Kıssadan hisse mi istiyorsunuz? Kafkasya’yı görmeden Kafkasya hakkında konuşmak, yazmak bir hayli yanıltıcı olabilir. Sonra Rusya var; Rusya’yı tanımadan yola çıkılmaz. Abhaz, Adige, Karaçay-Balkar, Oset, Çeçen-İnguş ve Dağıstan halklarının etnik ve toplumsal yapılarının analizini yapmadan, Kafkasya’nın sosyolojik gerçeklerini idrak etmeden, Kafkas halklarını tanımanın, Kafkasya konusunda politikalar üretmenin imkansız olduğu da hatırdan çıkarılmamalı. “Hayır, ben sadece Evliya Çelebi misali gezmek istiyorum” diyorsanız o da muhteşem. Ama o zaman da, “Kafkasya’yı görmeye Nalçik’ten başlayabilirsiniz” derim. Elbrus aşkıyla, yolunuz açık olsun. Seyahatiniz kabul olsun.

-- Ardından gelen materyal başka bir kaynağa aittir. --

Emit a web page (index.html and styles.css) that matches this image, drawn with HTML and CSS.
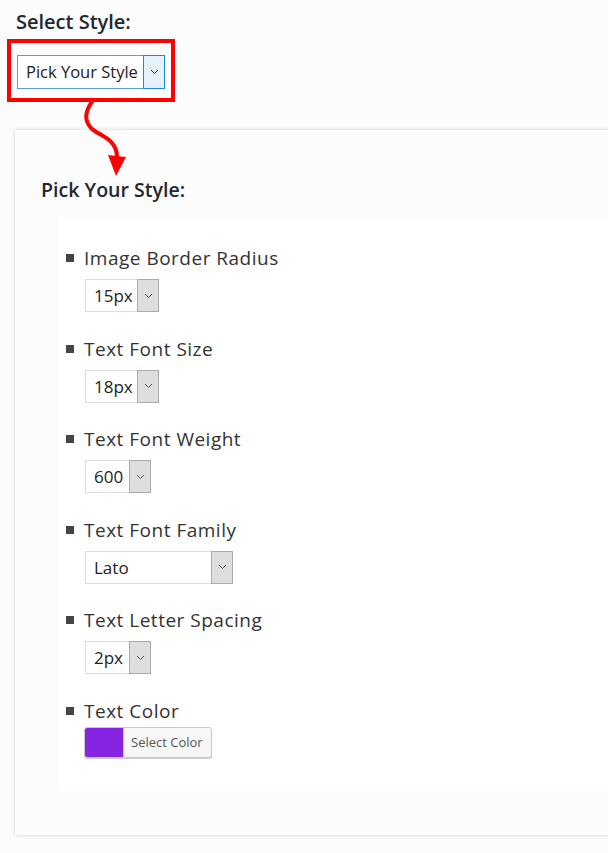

Nalçik’te yetiştirme yurdunda kalan çocuklarla vakit geçirmek için gitmiştik Kafkaslara. Vakit geçirdik elbet. Oyunlar oynadık, dualar ettik birlikte. Ama uzun uzun anlatmaya vakit kalmadı. Şu kadarını söylememe izin verin ama, çocuklar âlemin ortasında hep güzeller. Tüm çocuklar gibi, Kafkasya’daki çocukların da Allah’la akdi çok taze.